I'm talking, of course, about the INCREDIBLE Pico Iyer, who gave a lunchtime talk on Friday and a Saturday night reading at the NonfictioNow conference I recently attended in Iowa. (I am happy to report that conference organizers promised it would be held again in two years--I can't wait!) Pico claimed his talk was impromptu, but it was more coherent and eloquent than many well-revised speeches I've heard. His reading was equal parts fascinating unrehearsed reflection and well-crafted prose: he read four short pieces, including an excerpt from an essay about losing his home and everything in it to a devastating fire (the first essay from the collection The Global Soul.)

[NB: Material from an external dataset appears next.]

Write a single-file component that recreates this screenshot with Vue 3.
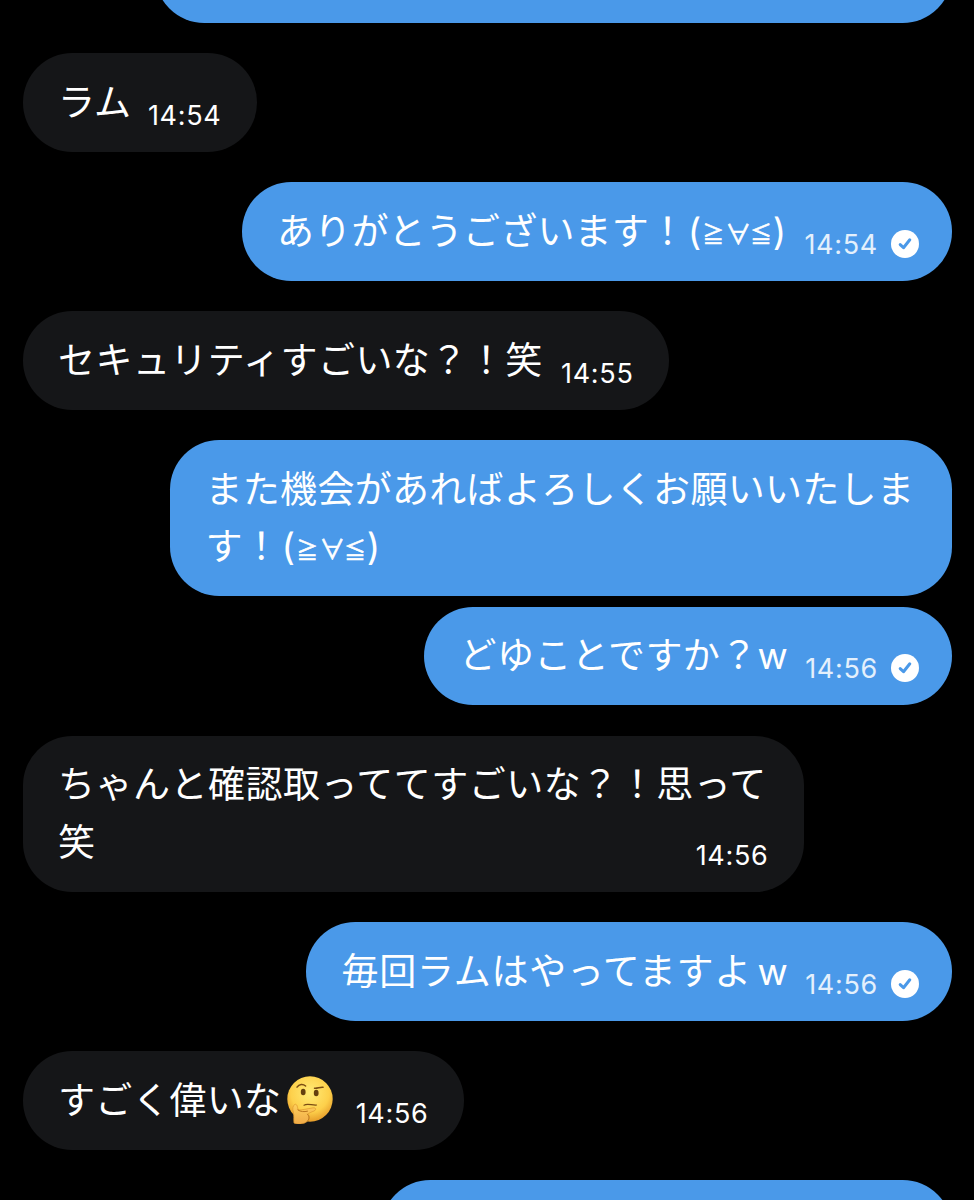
<template>
  <main class="chat">
    <div
      v-for="message in messages"
      :key="message.id"
      class="row"
      :class="{ sent: message.sent, grouped: message.grouped }"
    >
      <div class="bubble" :style="{ width: message.width + 'px' }">
        <p class="text" :style="{ letterSpacing: (message.tracking || 0.2) + 'px' }">
          <template v-for="(line, i) in message.lines" :key="i">
            <br v-if="i > 0">{{ line }}</template><span v-if="message.laugh" class="laugh">w</span><span v-if="message.kaomoji" class="kaomoji">(<span class="symbol">≧</span><span class="symbol forall">∀</span><span class="symbol">≦</span>)</span><svg v-if="message.thinking" class="emoji" viewBox="0 0 46 48" role="img" aria-label="thinking face">
            <defs>
              <radialGradient id="face" cx="0.5" cy="0.36" r="0.65">
                <stop offset="0" stop-color="#ffeb76" />
                <stop offset="0.65" stop-color="#fdd04b" />
                <stop offset="1" stop-color="#e59a28" />
              </radialGradient>
              <linearGradient id="hand" x1="0" y1="0" x2="0" y2="1">
                <stop offset="0" stop-color="#ffd05c" />
                <stop offset="1" stop-color="#efaa48" />
              </linearGradient>
            </defs>
            <circle cx="23" cy="23" r="22.7" fill="url(#face)" />
            <ellipse cx="16.2" cy="16" rx="2.4" ry="3.3" fill="#65400e" />
            <ellipse cx="29.2" cy="17" rx="2.4" ry="3.3" fill="#65400e" />
            <path d="M10 11.2C12.2 7.8 16 7.6 18.6 10" class="brow" />
            <path d="M27.5 12.2C30 12.8 33 10.8 36 11.3" class="brow" />
            <path d="M17 29.2C20.5 27 25 29.5 29.5 29" class="mouth" />
            <path d="M7 47C6.5 43 7.2 39.5 6.3 36C5.3 32.5 5.8 29.5 8 28.3C9.8 28 10.5 30 11 34C15 34.3 20 32.7 26.2 31.8C29 31.5 29.5 34 27 35C24.5 36 22 37 20.5 38.2C23 39.5 23 42.5 21 44.5C18 48.3 11 49 7 47Z" class="hand" />
            <path d="M11 34C13.5 35.8 17 36 20.5 35.2M20.5 38.2C22.4 40 22.3 43 21 44.5" class="finger" />
          </svg>
        </p>
        <div v-if="message.time" class="meta">
          <time>{{ message.time }}</time>
          <svg v-if="message.sent" class="check" viewBox="0 0 28 28">
            <circle cx="14" cy="14" r="14" fill="#fff" />
            <path d="M9.2 14.6L12.5 17.7L18.8 9.8" />
          </svg>
        </div>
      </div>
    </div>
  </main>
</template>

<script setup>
const messages = [
  { id: 1, sent: true, width: 797, lines: [] },
  { id: 2, width: 234.5, lines: ['ラム'], time: '14:54' },
  { id: 3, sent: true, width: 710, lines: ['ありがとうございます！'], kaomoji: true, time: '14:54' },
  { id: 4, width: 646.5, lines: ['セキュリティすごいな？！笑'], time: '14:55', tracking: 0.45 },
  { id: 5, sent: true, width: 781.5, lines: ['また機会があればよろしくお願いいたしま', 'す！'], kaomoji: true, tracking: 0.3 },
  { id: 6, sent: true, grouped: true, width: 527.5, lines: ['どゆことですか？w'], time: '14:56', tracking: 0.4 },
  { id: 7, width: 781.5, lines: ['ちゃんと確認取っててすごいな？！思って', '笑'], time: '14:56', tracking: 0.5 },
  { id: 8, sent: true, width: 645.5, lines: ['毎回ラムはやってますよ'], laugh: true, time: '14:56', tracking: 0.75 },
  { id: 9, width: 441.5, lines: ['すごく偉いな'], thinking: true, time: '14:56' },
  { id: 10, sent: true, width: 571, lines: [] }
]
</script>

<style>
body {
  margin: 0;
  background: #000;
}
</style>

<style scoped>
.chat {
  box-sizing: border-box;
  display: flex;
  flex-direction: column;
  justify-content: flex-start;
  height: 1200px;
  padding: 0 22.5px;
  overflow: hidden;
  background: #000;
  font-family: Inter, "Noto Sans CJK JP", sans-serif;
  color: #fff;
}

.row {
  display: flex;
  flex: none;
  margin-top: 30.5px;
}

/* the conversation is scrolled part way through the first bubble */
.row:first-child {
  margin-top: -76px;
}

.row.sent {
  justify-content: flex-end;
}

.row.grouped {
  margin-top: 10.5px;
}

/* text and time share one cell, so the time sits under a wrapped line */
.bubble {
  box-sizing: border-box;
  display: grid;
  min-height: 98.5px;
  padding: 20.5px 36px 20.5px 35.5px;
  border-radius: 49.25px;
  background: #151618;
}

.sent .bubble {
  padding-right: 32.5px;
  background: #4a99e9;
}

.text {
  grid-area: 1 / 1;
  margin: 0;
  font-size: 37px;
  line-height: 57.5px;
  white-space: nowrap;
}

.laugh {
  margin-left: 5.5px;
}

.kaomoji {
  margin-left: 1.5px;
}

.symbol {
  display: inline-block;
  width: 23.8px;
  font-family: "Noto Sans CJK JP", sans-serif;
  font-size: 21.5px;
  line-height: 1;
  letter-spacing: 0;
  text-align: center;
  vertical-align: 2.5px;
  -webkit-text-stroke: 0.6px currentColor;
}

.forall {
  font-size: 26px;
  vertical-align: 1px;
}

.emoji {
  width: 46px;
  height: 48px;
  margin-left: 6px;
  vertical-align: -10px;
}

.brow,
.mouth,
.finger {
  fill: none;
  stroke: #7a4c13;
  stroke-width: 1.5;
  stroke-linecap: round;
}

.mouth {
  stroke-width: 1.2;
}

.hand {
  fill: url(#hand);
  stroke: #dc962c;
  stroke-width: 0.7;
}

.finger {
  stroke: #b9751f;
  stroke-width: 1;
}

.meta {
  display: flex;
  grid-area: 1 / 1;
  align-items: center;
  align-self: end;
  justify-self: end;
  gap: 13px;
  height: 28px;
  margin-right: -0.5px;
  margin-bottom: 1.5px;
  font-size: 27px;
  line-height: 28px;
  letter-spacing: 0.7px;
}

.sent .meta {
  margin-right: 0;
  color: #e4f0fc;
}

.check {
  width: 28px;
  height: 28px;
  margin-bottom: 1.5px;
}

.check path {
  fill: none;
  stroke: #4a99e9;
  stroke-width: 3;
  stroke-linecap: round;
  stroke-linejoin: round;
}
</style>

Mr. Iyer is a slender gentleman in his late 40s, of Indian descent, who speaks with a slight British accent and incredible graciousness. He is particularly well known for his travel writing and has called himself "a global village on two legs." I admit I didn't bother to introduce myself to him--I couldn't think of anything to say that wasn't fawning and obvious--but I know that if I had, he would have shaken my hand and smiled at me with genuine beneficent warmth as he listened to me tell me how much I admired him and his writing.

I will admit as well that I've never read a single one of his books, a problem I intend to rectify very, very soon. But I have been a fan of his work for a good long time nonetheless. In the summer of 1988, on the final page of the June 13 issue of TIME magazine, I found a marvelously wrought essay written "In Praise of the Humble Comma," arguing that "punctuation, in fact, is a labor of love." I tore it from the magazine and have saved a copy for 17 years. This was my first introduction to Pico, and, I think, the first time I sensed how utterly captivating prose nonfiction can be: All those lovely phrases he used! The range of knowledge he could marshal in supporting and explaining his ideas! The care and refinement with which that acute sensibility probed, keenly and widely and deeply, a subject as commonplace as the comma! Nothing but a love letter had ever brought me so much pleasure in the course of one short page--though of course the essay was a love letter, not to me, but to good writing. But it felt like a love letter to me, because I love good writing myself, love to encounter it, love to hear it praised.

I now believe that essay is one reason I eventually wound up studying and teaching nonfiction. Whenever I have come across Pico's name in a magazine since then (and it has happened countless times, because he writes so well for so many publications) I read the article no matter what its topic, because I know it will be good. I can't believe I haven't bothered to buy and read all his books, but at least I have recognized the error of my ways while there's still plenty of time for correction.

For the record: I'm not a jealous lover: my adoration for Pico is not the selfish type that wants to keep the best of him for me and me alone. No, I am a generous disciple, wanting others to experience the rapturous pleasure of knowing my beloved. So LISTEN UP: If you EVER get a chance to hear this man speak, TAKE IT! I predict you'll fall as thoroughly in love as I and the other women at this conference did. Watch for his names in magazines and newspapers, and BUY HIS BOOKS! You won't be disappointed by anything, except the fact that he's not already your best friend.